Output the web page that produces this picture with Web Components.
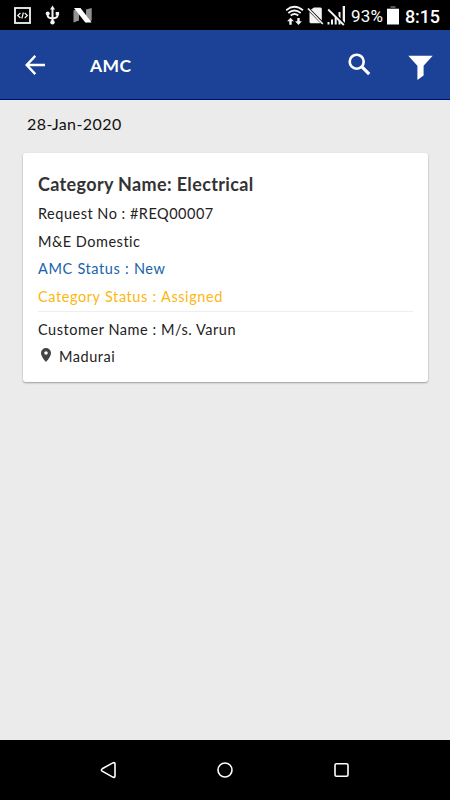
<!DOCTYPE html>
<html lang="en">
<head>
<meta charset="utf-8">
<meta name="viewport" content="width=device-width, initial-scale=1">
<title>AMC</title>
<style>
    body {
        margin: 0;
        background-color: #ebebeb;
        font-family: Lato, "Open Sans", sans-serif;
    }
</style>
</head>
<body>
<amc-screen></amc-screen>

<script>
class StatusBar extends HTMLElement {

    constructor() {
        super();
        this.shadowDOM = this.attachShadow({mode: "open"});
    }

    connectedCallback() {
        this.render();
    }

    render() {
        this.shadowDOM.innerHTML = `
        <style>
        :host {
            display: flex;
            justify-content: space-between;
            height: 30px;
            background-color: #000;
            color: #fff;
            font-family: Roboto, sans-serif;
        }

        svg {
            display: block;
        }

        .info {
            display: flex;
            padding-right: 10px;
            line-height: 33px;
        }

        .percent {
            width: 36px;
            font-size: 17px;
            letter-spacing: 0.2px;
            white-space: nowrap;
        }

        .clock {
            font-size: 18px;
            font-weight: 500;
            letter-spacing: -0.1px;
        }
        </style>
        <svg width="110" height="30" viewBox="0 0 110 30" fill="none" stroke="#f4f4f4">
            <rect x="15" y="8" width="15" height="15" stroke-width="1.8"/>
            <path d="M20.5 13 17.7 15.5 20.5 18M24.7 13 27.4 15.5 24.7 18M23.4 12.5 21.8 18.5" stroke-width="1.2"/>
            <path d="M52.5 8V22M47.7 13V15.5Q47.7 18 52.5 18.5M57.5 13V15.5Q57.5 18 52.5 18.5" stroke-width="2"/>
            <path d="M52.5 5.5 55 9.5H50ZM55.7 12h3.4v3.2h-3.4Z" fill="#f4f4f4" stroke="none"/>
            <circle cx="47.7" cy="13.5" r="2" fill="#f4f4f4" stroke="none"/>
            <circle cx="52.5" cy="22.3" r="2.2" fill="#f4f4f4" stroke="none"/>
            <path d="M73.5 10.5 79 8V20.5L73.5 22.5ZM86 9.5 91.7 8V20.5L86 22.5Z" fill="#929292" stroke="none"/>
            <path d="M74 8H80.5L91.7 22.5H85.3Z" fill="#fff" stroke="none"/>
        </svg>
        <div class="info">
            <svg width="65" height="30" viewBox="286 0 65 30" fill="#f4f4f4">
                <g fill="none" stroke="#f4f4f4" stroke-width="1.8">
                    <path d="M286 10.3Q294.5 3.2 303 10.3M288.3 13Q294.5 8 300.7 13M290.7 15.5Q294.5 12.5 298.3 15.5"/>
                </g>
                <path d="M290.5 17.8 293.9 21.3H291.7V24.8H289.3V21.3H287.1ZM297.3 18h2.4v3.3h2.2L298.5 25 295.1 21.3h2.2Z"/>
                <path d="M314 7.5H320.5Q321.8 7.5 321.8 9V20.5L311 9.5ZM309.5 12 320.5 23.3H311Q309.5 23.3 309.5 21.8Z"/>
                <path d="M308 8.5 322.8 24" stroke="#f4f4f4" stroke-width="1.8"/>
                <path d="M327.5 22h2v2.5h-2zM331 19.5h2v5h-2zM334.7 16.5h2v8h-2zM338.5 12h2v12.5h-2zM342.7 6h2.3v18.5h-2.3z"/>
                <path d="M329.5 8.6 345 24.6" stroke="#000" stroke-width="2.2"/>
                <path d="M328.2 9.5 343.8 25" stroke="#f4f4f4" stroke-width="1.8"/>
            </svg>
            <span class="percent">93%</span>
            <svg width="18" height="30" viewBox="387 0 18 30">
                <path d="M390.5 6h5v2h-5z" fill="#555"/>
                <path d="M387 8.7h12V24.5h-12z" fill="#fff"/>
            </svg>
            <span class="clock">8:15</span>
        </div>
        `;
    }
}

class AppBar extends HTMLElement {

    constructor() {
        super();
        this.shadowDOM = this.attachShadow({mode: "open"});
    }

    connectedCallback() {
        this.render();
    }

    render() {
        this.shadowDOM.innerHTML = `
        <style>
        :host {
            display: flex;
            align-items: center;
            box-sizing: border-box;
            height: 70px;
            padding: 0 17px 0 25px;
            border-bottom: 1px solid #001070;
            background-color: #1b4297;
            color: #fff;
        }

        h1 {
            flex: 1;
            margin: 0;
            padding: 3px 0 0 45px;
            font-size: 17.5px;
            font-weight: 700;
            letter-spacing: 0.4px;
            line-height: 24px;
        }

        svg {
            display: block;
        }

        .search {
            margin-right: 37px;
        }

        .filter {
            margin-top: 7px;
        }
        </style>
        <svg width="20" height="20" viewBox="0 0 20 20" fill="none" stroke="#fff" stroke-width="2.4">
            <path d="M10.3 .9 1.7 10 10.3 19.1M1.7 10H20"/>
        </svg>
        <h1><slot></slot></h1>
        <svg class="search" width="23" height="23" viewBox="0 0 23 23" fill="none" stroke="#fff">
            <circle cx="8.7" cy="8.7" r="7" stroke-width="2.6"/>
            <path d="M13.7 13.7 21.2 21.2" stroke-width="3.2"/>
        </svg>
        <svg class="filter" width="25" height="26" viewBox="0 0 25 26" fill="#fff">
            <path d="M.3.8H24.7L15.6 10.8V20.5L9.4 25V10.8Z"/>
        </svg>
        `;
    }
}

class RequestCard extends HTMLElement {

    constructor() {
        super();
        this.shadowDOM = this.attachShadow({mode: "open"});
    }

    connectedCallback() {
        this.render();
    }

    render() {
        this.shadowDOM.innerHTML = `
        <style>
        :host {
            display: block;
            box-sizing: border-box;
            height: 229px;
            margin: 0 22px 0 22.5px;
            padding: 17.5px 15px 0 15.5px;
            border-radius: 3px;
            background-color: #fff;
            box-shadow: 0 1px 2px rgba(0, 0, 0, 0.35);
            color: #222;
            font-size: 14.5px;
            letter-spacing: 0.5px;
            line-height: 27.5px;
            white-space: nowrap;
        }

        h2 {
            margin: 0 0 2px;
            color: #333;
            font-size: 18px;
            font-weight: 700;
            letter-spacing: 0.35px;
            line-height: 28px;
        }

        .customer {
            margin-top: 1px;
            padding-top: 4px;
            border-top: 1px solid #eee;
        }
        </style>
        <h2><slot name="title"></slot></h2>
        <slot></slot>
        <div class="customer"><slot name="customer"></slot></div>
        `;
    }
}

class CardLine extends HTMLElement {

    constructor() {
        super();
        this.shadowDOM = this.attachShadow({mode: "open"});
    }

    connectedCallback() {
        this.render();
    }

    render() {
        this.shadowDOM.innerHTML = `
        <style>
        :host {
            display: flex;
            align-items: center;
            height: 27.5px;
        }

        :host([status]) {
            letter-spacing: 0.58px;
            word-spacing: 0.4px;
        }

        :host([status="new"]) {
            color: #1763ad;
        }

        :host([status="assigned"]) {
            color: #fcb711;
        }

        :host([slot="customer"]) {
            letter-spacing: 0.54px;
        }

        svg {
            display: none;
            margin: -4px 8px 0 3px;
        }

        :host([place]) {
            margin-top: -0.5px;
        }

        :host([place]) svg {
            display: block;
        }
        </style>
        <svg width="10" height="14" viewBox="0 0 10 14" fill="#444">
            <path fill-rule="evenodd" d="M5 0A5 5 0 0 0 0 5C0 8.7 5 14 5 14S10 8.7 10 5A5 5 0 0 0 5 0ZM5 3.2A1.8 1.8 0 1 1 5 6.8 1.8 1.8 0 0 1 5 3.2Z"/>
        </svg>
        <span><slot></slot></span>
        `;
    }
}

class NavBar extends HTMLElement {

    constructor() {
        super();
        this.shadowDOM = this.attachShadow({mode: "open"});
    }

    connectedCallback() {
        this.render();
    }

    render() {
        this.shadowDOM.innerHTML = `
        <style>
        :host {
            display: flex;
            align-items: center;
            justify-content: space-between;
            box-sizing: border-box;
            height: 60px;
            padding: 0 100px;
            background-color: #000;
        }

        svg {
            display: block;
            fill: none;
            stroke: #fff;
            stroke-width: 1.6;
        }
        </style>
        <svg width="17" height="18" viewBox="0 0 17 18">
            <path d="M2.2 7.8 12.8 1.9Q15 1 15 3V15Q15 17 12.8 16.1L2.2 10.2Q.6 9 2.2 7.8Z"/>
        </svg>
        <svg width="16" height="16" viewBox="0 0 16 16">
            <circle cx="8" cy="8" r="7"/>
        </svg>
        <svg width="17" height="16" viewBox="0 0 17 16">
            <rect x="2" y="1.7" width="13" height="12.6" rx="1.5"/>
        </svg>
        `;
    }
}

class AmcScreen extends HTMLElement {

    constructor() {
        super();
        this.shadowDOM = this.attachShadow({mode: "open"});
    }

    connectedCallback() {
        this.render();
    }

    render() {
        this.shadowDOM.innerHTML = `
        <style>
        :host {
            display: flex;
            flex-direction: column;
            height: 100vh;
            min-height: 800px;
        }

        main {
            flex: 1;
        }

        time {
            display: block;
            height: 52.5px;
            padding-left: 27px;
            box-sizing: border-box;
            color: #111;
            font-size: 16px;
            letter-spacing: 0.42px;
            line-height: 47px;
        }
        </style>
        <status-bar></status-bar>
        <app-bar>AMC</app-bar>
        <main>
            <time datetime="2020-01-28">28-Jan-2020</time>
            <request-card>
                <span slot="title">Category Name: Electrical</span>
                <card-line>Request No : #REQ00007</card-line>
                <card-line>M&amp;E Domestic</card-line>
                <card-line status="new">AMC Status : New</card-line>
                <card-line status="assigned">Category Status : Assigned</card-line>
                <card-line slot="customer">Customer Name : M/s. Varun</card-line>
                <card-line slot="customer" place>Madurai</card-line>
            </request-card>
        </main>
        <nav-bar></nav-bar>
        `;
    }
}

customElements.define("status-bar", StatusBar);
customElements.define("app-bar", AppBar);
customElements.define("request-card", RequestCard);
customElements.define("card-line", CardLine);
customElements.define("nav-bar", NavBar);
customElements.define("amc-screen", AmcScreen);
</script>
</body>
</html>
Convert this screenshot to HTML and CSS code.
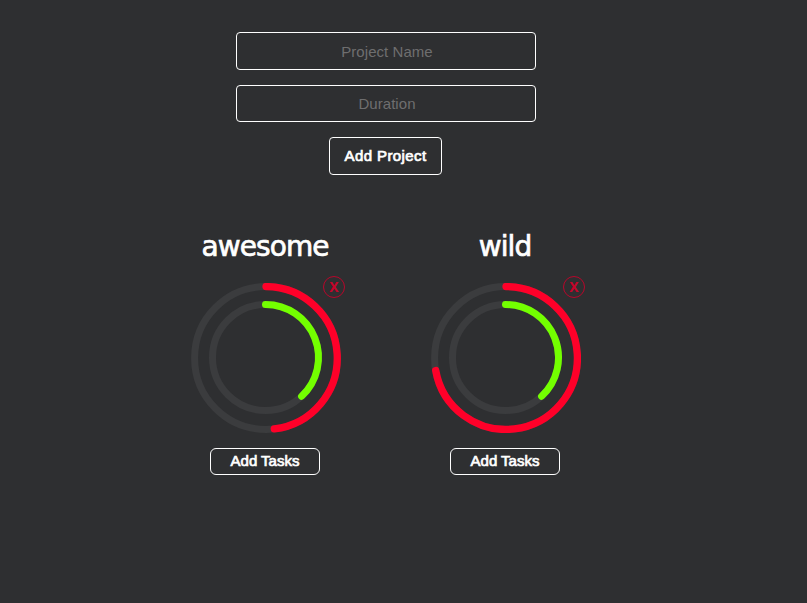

○ ○ ○ ○ ○

Restate the data word for word from its first line through the line with "<amc-screen></amc-screen>", leaving out any picture along the way.

Output the web page that produces this picture with Web Components.
<!DOCTYPE html>
<html lang="en">
<head>
<meta charset="utf-8">
<meta name="viewport" content="width=device-width, initial-scale=1">
<title>AMC</title>
<style>
    body {
        margin: 0;
        background-color: #ebebeb;
        font-family: Lato, "Open Sans", sans-serif;
    }
</style>
</head>
<body>
<amc-screen></amc-screen>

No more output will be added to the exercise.